Let $a$, $b$, $c$ and $d$ be positive numbers. Prove that: $$\frac{a^2-bd}{b+2c+d}+\frac{b^2-ca}{c+2d+a}+\frac{c^2-db}{d+2a+b}+\frac{d^2-ac}{a+2b+c}\geq0$$
This inequality is a similar to the following inequality of three variables.

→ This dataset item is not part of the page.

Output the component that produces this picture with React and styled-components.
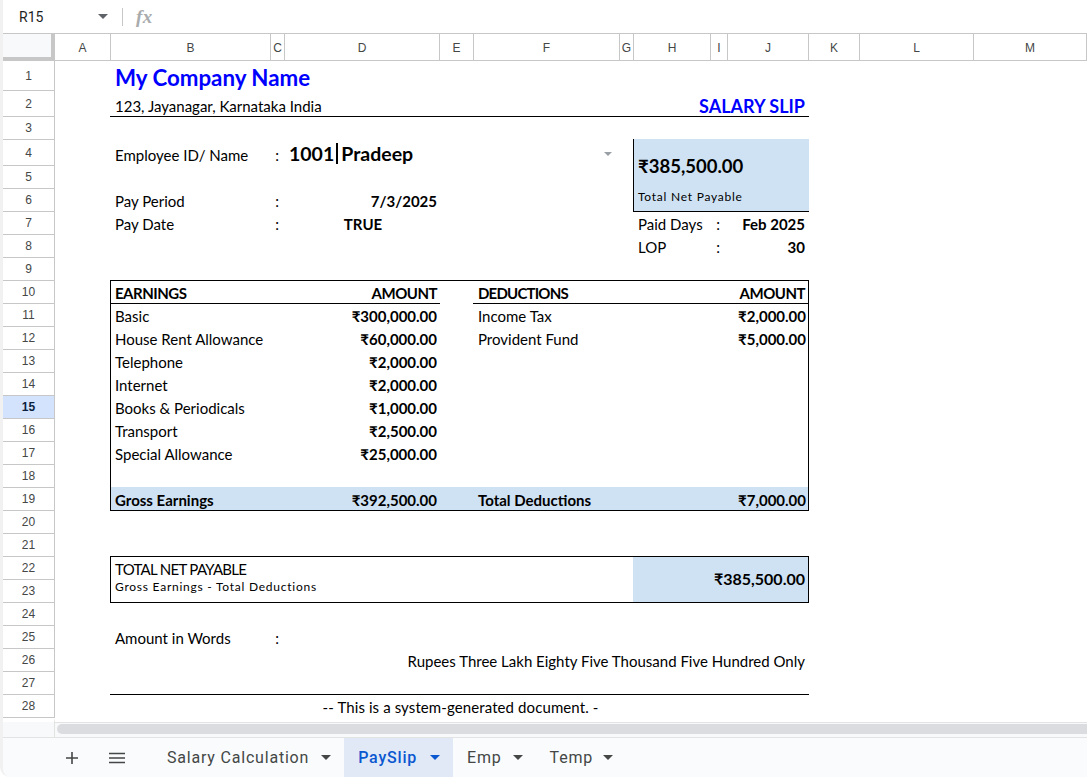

Let $a$, $b$ and $c$ be positive numbers. Prove that: $$\frac{a^2-bc}{b+c+2a}+\frac{b^2-ca}{c+a+2b}+\frac{c^2-ab}{a+b+2c}\geq0,$$ which we can prove by the following reasoning. $$\sum\limits_{cyc}\frac{a^2-bc}{b+c+2a}=\frac{1}{2}\sum\limits_{cyc}\frac{(a-b)(a+c)-(c-a)(a+b)}{b+c+2a}=$$ $$=\frac{1}{2}\sum_{cyc}(a-b)\left(\frac{a+c}{b+c+2a}-\frac{b+c}{c+a+2b}\right)=\frac{1}{2}\sum_{cyc}\frac{(a-b)^2}{(b+c+2a)(c+a+2b)}\geq0,$$ but this idea does not help for the starting inequality.

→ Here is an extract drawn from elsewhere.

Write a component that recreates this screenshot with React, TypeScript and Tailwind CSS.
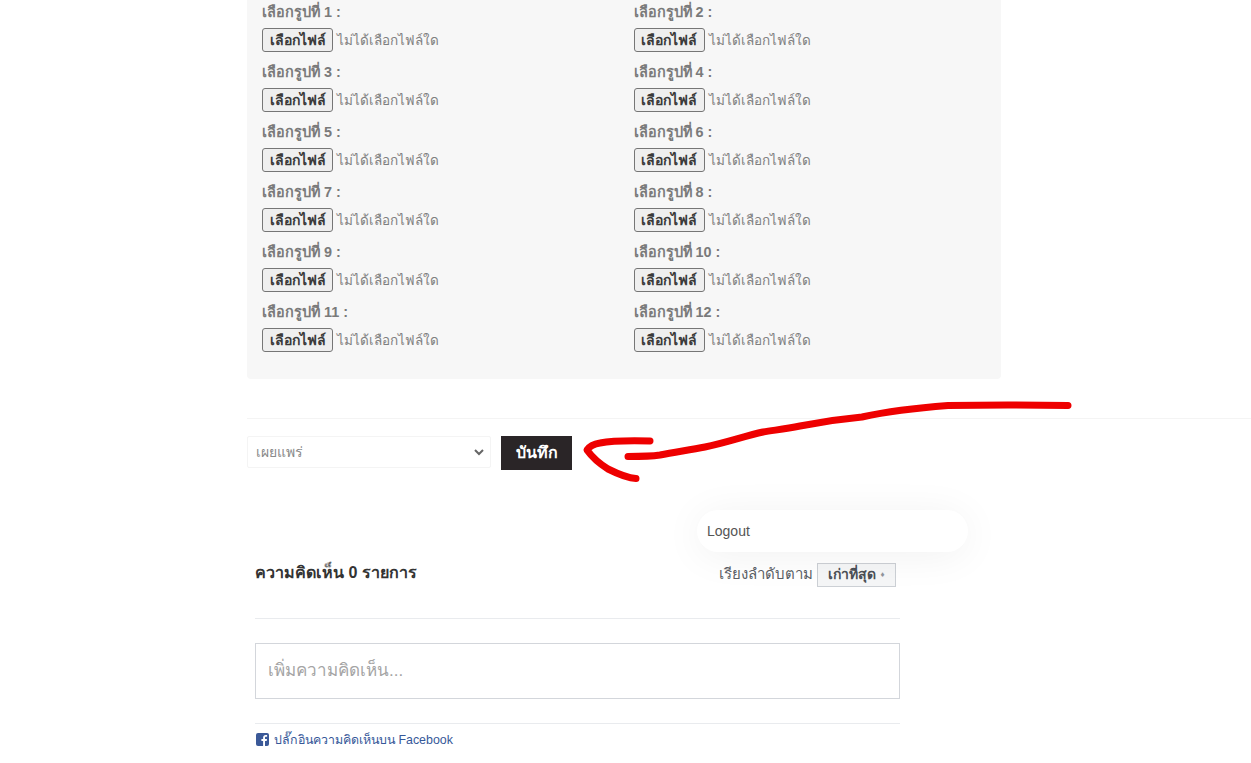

We can make the following. By Holder $$\sum_{cyc}\frac{a^2}{b+2c+d}=\sum_{cyc}\frac{a^3}{ab+2ac+ad}\geq\frac{(a+b+c+d)^3}{4\sum\limits_{cyc}(ab+2ac+ad)}=\frac{(a+b+c+d)^3}{8\sum\limits_{cyc}(ab+ac)}$$ and $$\sum_{cyc}\frac{bd}{b+2c+d}=2(a+b+c+d)\left(\frac{bd}{(b+2c+d)(d+2a+b)}+\frac{ac}{(a+2b+c)(c+2d+a)}\right).$$ Thus, it remains to prove that $$\frac{(a+b+c+d)^2}{16\sum\limits_{cyc}(ab+ac)}\geq\frac{bd}{(b+2c+d)(d+2a+b)}+\frac{ac}{(a+2b+c)(c+2d+a)}$$ and I don't see, what is the rest.